You can then continue typing the command you want, and if you press “tab” again after typing a few more letters then bash will fill in as much as it can again. You can do this as many times as you like when typing out a command, which has the dual benefit of cutting down on the amount of typing you need to do, while also providing reminders of the available directories or commands.

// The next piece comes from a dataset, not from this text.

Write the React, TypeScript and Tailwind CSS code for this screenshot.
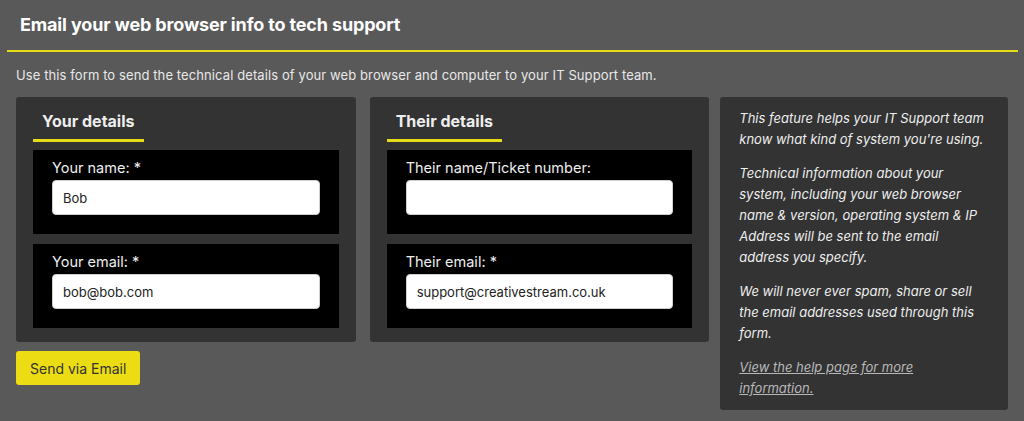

Sidebar for Mac users: tab-completion does work natively on the macOS terminal, but may require some extra configuration to achieve the above behaviour. By default, tab-completion will not list possible matches for an ambiguous completion; it will make an alert sound instead (unless you have disabled system sounds). In order to change this, you will need to edit the file ~/.inputrc (the easiest way to do this is via the TextEdit program), and add the following two lines:

set show-all-if-ambiguous on
TAB: menu-complete

Finally, even though Linux imposes very few technical restrictions on what name a file or directory can have, there are still some “best practices” which will make your life much easier. First, spaces in filenames can be extremely annoying to deal with on the command line: since bash uses spaces to determine when a new command or flag has started, spaces in filenames need special treatment to work properly. Let’s say you have a file called calculation results.txt. If you were to type rm calculation results.txt, bash would interpret the space to mean that you’re actually referring to two filess called calculation and results.txt, neither of which are the original file. Instead, you need to escape the “space” in the name by prefixing it with a backslash (“\”): rm calculation\ results.txt. You’ll need to do this for every space in a filename, as well as other special characters, like asterisks (“*”), brackets (“(“ and “)”) and ampersands (“&”) (a complete list of all special characters in bash can be found here: http://mywiki.wooledge.org/BashGuide/SpecialCharacters).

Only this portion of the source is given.